** GIVEN DATA **

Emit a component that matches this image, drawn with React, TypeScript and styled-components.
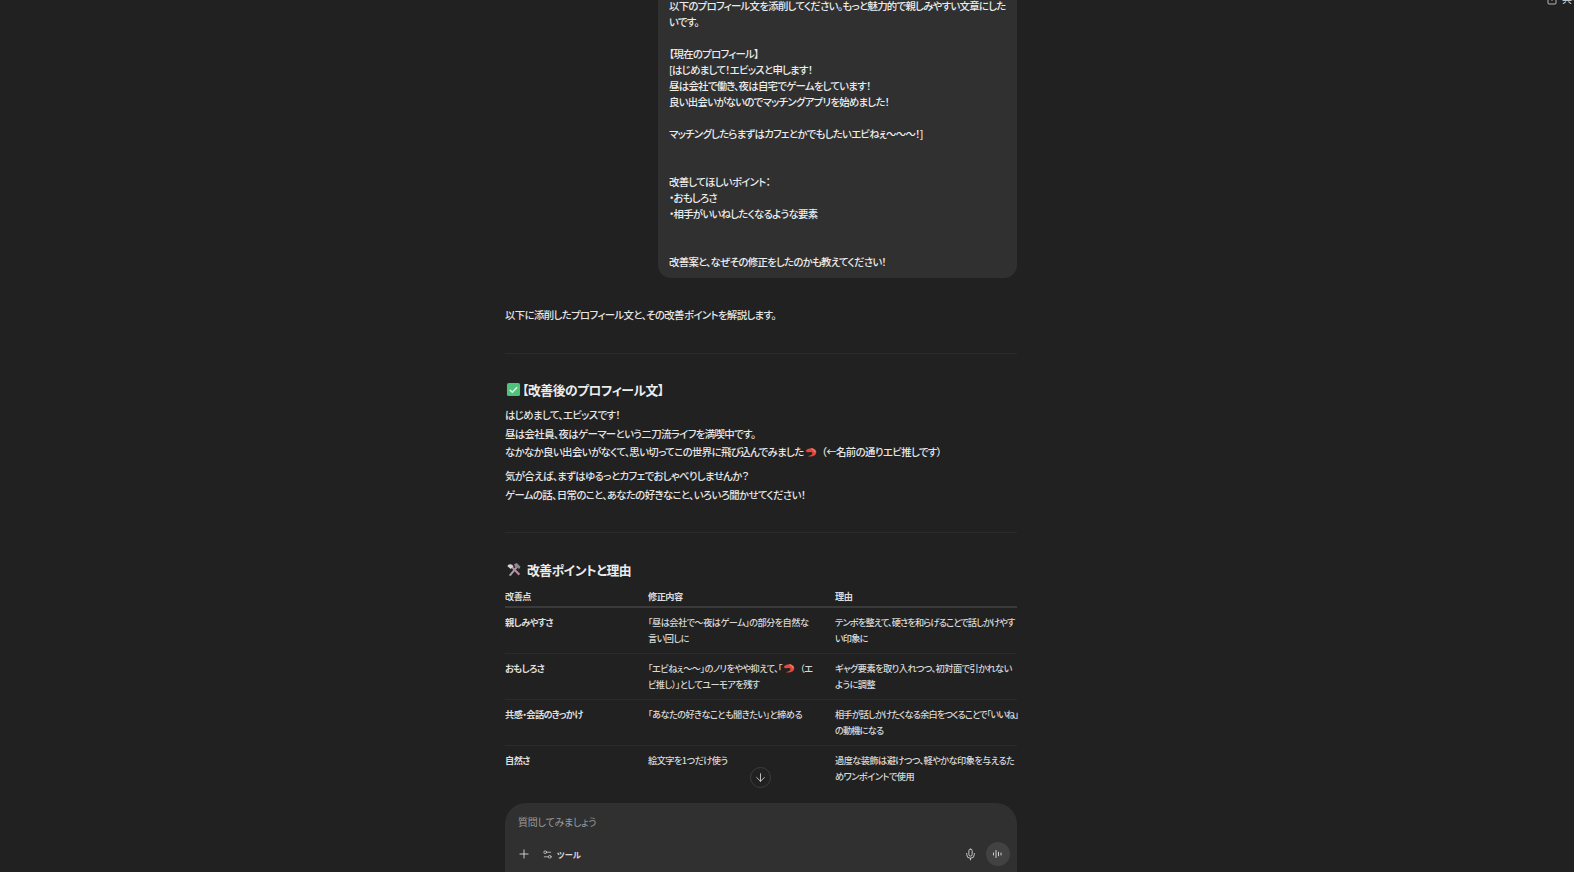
import * as React from 'react';
import styled, { createGlobalStyle } from 'styled-components';
import { ArrowDown, Mic, Plus, Settings2, Share } from 'lucide-react';

const fontStack = '"Noto Sans CJK JP", "Noto Sans", sans-serif';

const bubbleLines = [
  '以下のプロフィール文を添削してください。もっと魅力的で親しみやすい文章にした',
  'いです。',
  '',
  '【現在のプロフィール】',
  '[はじめまして！エビッスと申します！',
  '昼は会社で働き、夜は自宅でゲームをしています！',
  '良い出会いがないのでマッチングアプリを始めました！',
  '',
  'マッチングしたらまずはカフェとかでもしたいエビねぇ〜〜〜！]',
  '',
  '',
  '改善してほしいポイント：',
  '・おもしろさ',
  '・相手がいいねしたくなるような要素',
  '',
  '',
  '改善案と、なぜその修正をしたのかも教えてください！',
];

const Shrimp = () => (
  <ShrimpSvg viewBox="0 0 16 16">
    <path d="M1 6.500C3 2.500 10 1.800 13.500 4.500c2.500 2 2 6.500-1.200 8.300-2.500 1.400-6 1.500-8.300.7 2-1 5-1.200 5.800-3.200C10.500 8.500 8 7.800 5.500 8.300 3.700 8.600 2 8 1 6.500z" fill="#e2483d" />
    <path d="M8.500 3.800c2.800.2 4.800 2 4.800 4.600" fill="none" stroke="#f59a7c" strokeWidth="1.200" />
  </ShrimpSvg>
);

const CheckEmoji = () => (
  <EmojiSvg viewBox="0 0 16 16">
    <rect x="1" y="1" width="14" height="14" rx="2" fill="#4fc27c" />
    <path d="M4 8.200l2.700 2.700L12 5.600" fill="none" stroke="#dff5e6" strokeWidth="1.600" />
  </EmojiSvg>
);

const ToolsEmoji = () => (
  <EmojiSvg viewBox="0 0 16 16">
    <path d="M3 14L10.500 5l1.500 1.500L5 15z" fill="#a9a4ad" />
    <path d="M8.500 2.500l3-1.500 4 4-1.500 2.500-2-1.500-2 .5z" fill="#8d8791" />
    <path d="M13.500 14.500L5.500 6 7 4.500l8 8z" fill="#b98aa2" />
    <path d="M1.500 4.500C2 2.500 4.500 1.500 6.500 3L8 4.500 5 7.500 3.500 6z" fill="#d5d2d8" />
  </EmojiSvg>
);

const VoiceBars = () => (
  <svg width="12" height="12" viewBox="0 0 12 12" fill="none" stroke="currentColor" strokeWidth="1" strokeLinecap="round">
    <path d="M1.500 5v2M4 2.500v7M6.500 4.200v3.600M9 5v2" />
  </svg>
);

export default function App() {
  return (
    <Page>
      <GlobalStyle />
      <ShareAction>
        <Share size={12} strokeWidth={1.6} />
        <span>共有</span>
      </ShareAction>
      <Scroller>
        <Thread>
          <UserBubble>
            {bubbleLines.map((line, i) => (
              <BubbleLine key={i}>{line}</BubbleLine>
            ))}
          </UserBubble>
          <Intro>以下に添削したプロフィール文と、その改善ポイントを解説します。</Intro>
          <Rule />
          <Heading>
            <CheckEmoji />
            <BracketTitle>【改善後のプロフィール文】</BracketTitle>
          </Heading>
          <Paragraph>
            はじめまして、エビッスです！
            <br />
            昼は会社員、夜はゲーマーという二刀流ライフを満喫中です。
            <br />
            なかなか良い出会いがなくて、思い切ってこの世界に飛び込んでみました
            <Shrimp />
            （←名前の通りエビ推しです）
          </Paragraph>
          <Paragraph>
            気が合えば、まずはゆるっとカフェでおしゃべりしませんか？
            <br />
            ゲームの話、日常のこと、あなたの好きなこと、いろいろ聞かせてください！
          </Paragraph>
          <Rule $second />
          <Heading $second>
            <ToolsEmoji />
            <PlainTitle>改善ポイントと理由</PlainTitle>
          </Heading>
          <PointsTable>
            <colgroup>
              <FirstCol />
              <SecondCol />
              <col />
            </colgroup>
            <thead>
              <tr>
                <HeadCell>改善点</HeadCell>
                <HeadCell>修正内容</HeadCell>
                <HeadCell>理由</HeadCell>
              </tr>
            </thead>
            <tbody>
              <Row>
                <LabelCell>親しみやすさ</LabelCell>
                <BodyCell>「昼は会社で〜夜はゲーム」の部分を自然な<br />言い回しに</BodyCell>
                <BodyCell $tight>テンポを整えて、硬さを和らげることで話しかけやす<br />い印象に</BodyCell>
              </Row>
              <Row>
                <LabelCell>おもしろさ</LabelCell>
                <BodyCell>「エビねぇ〜〜」のノリをやや抑えて、「<Shrimp />（エ<br />ビ推し）」としてユーモアを残す</BodyCell>
                <BodyCell>ギャグ要素を取り入れつつ、初対面で引かれない<br />ように調整</BodyCell>
              </Row>
              <Row>
                <LabelCell>共感・会話のきっかけ</LabelCell>
                <BodyCell>「あなたの好きなことも聞きたい」と締める<br />&nbsp;</BodyCell>
                <BodyCell $tight>相手が話しかけたくなる余白をつくることで「いいね」<br />の動機になる</BodyCell>
              </Row>
              <Row>
                <LabelCell>自然さ</LabelCell>
                <BodyCell>絵文字を1つだけ使う</BodyCell>
                <BodyCell>過度な装飾は避けつつ、軽やかな印象を与えるた<br />めワンポイントで使用</BodyCell>
              </Row>
            </tbody>
          </PointsTable>
        </Thread>
        <ScrollDown aria-label="下へ移動">
          <ArrowDown size={13} strokeWidth={1.6} />
        </ScrollDown>
      </Scroller>
      <Composer>
        <Placeholder>質問してみましょう</Placeholder>
        <ComposerBar>
          <IconSlot>
            <Plus size={14} strokeWidth={1.5} />
          </IconSlot>
          <ToolButton>
            <Settings2 size={11} strokeWidth={1.6} />
            ツール
          </ToolButton>
          <Spacer />
          <IconSlot>
            <Mic size={13} strokeWidth={1.6} />
          </IconSlot>
          <VoiceButton>
            <VoiceBars />
          </VoiceButton>
        </ComposerBar>
      </Composer>
    </Page>
  );
}

const GlobalStyle = createGlobalStyle`
  html, body {
    margin: 0;
    height: 100%;
    overflow: hidden;
    background: #212121;
  }
`;

const Page = styled.div`
  position: relative;
  display: flex;
  flex-direction: column;
  align-items: center;
  height: 872px;
  padding-right: 52px;
  box-sizing: border-box;
  overflow: hidden;
  color: #e6e6e6;
  font-family: ${fontStack};
  font-feature-settings: "palt";
`;

const ShareAction = styled.div`
  position: absolute;
  top: -8px;
  left: 1546px;
  display: flex;
  align-items: center;
  gap: 4px;
  font-size: 10px;
  line-height: 14px;
  color: #dddddd;
  white-space: nowrap;
`;

const Scroller = styled.main`
  position: relative;
  flex: none;
  width: 520px;
  height: 803px;
  margin-right: -8px;
  overflow: hidden;
`;

const Thread = styled.div`
  width: 512px;
  margin-top: -2px;
  font-size: 10.4px;
  font-weight: 500;
  letter-spacing: -0.6px;
`;

const UserBubble = styled.div`
  box-sizing: border-box;
  width: 359px;
  margin-left: 153px;
  padding: 0 11px 8px;
  background: #303030;
  border-radius: 0 0 13px 13px;
  color: #ececec;
  letter-spacing: -0.7px;
`;

const BubbleLine = styled.div`
  height: 16px;
  line-height: 16px;
  white-space: nowrap;
`;

const Intro = styled.p`
  margin: 29px 0 0;
  line-height: 16px;
`;

const Rule = styled.hr<{ $second?: boolean }>`
  height: 1px;
  margin: ${({ $second }) => ($second ? '27px 0 0' : '30px 0 0')};
  border: 0;
  background: #2b2b2b;
`;

const Heading = styled.h2<{ $second?: boolean }>`
  display: flex;
  align-items: center;
  height: 20px;
  margin: ${({ $second }) => ($second ? '27px 0 0' : '25px 0 7px')};
  font-size: 12.8px;
  font-weight: 700;
  letter-spacing: -0.45px;
  color: #ececec;
`;

const EmojiSvg = styled.svg`
  flex: none;
  width: 15px;
  height: 15px;
  margin-left: 1px;
`;

const BracketTitle = styled.span`
  margin-left: 1px;
`;

const PlainTitle = styled.span`
  margin-left: 6px;
`;

const ShrimpSvg = styled.svg`
  width: 12px;
  height: 12px;
  margin: 0 5px 0 1px;
  vertical-align: -2px;
`;

const Paragraph = styled.p`
  margin: 5px 0 0;
  line-height: 18.7px;
  white-space: nowrap;
`;

const PointsTable = styled.table`
  width: 512px;
  margin-top: 8px;
  border-collapse: collapse;
  table-layout: fixed;
  font-size: 9.2px;
  letter-spacing: -0.55px;
`;

const FirstCol = styled.col`
  width: 143px;
`;

const SecondCol = styled.col`
  width: 187px;
`;

const HeadCell = styled.th`
  height: 16px;
  padding: 0 0 2px;
  border-bottom: 2px solid #3a3a3a;
  font-weight: 700;
  text-align: left;
  line-height: 14px;
  color: #dcdcdc;
`;

const Row = styled.tr`
  &:last-child td {
    border-bottom: 0;
  }
`;

const BodyCell = styled.td<{ $tight?: boolean }>`
  height: 45.3px;
  box-sizing: border-box;
  padding: 6px 0 7px;
  border-bottom: 1px solid #2b2b2b;
  vertical-align: top;
  line-height: 16px;
  white-space: nowrap;
  font-weight: 500;
  letter-spacing: ${({ $tight }) => ($tight ? '-0.85px' : 'inherit')};
  color: #d8d8d8;
`;

const LabelCell = styled(BodyCell)`
  font-weight: 700;
  color: #dedede;
`;

const ScrollDown = styled.button`
  position: absolute;
  left: 245px;
  top: 767px;
  display: flex;
  align-items: center;
  justify-content: center;
  width: 21px;
  height: 21px;
  padding: 0;
  border: 1px solid #3d3d3d;
  border-radius: 50%;
  background: #212121;
  color: #d8d8d8;
`;

const Composer = styled.section`
  flex: none;
  box-sizing: border-box;
  width: 512px;
  height: 90px;
  padding: 11px 8px 0 11px;
  border-radius: 21px 21px 0 0;
  background: #303030;
`;

const Placeholder = styled.div`
  margin-left: 2px;
  font-size: 10px;
  letter-spacing: -0.2px;
  line-height: 16px;
  color: #9b9b9b;
`;

const ComposerBar = styled.div`
  display: flex;
  align-items: center;
  height: 24px;
  margin-top: 12px;
`;

const IconSlot = styled.span`
  display: flex;
  align-items: center;
  justify-content: center;
  width: 16px;
  color: #dcdcdc;
`;

const ToolButton = styled.span`
  display: flex;
  align-items: center;
  gap: 4px;
  margin-left: 10px;
  font-size: 8.2px;
  font-weight: 700;
  color: #d8d8d8;
`;

const Spacer = styled.div`
  flex: 1;
`;

const VoiceButton = styled.span`
  display: flex;
  align-items: center;
  justify-content: center;
  width: 24px;
  height: 24px;
  margin-left: 8px;
  margin-right: -1px;
  border-radius: 50%;
  background: #424242;
  color: #cfcfcf;
`;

** EXERCISE AIM **
Isolate the lines that hold the word "components" and copy all of them.

** RESULT FOR THIS TASK **
Emit a component that matches this image, drawn with React, TypeScript and styled-components.
import styled, { createGlobalStyle } from 'styled-components';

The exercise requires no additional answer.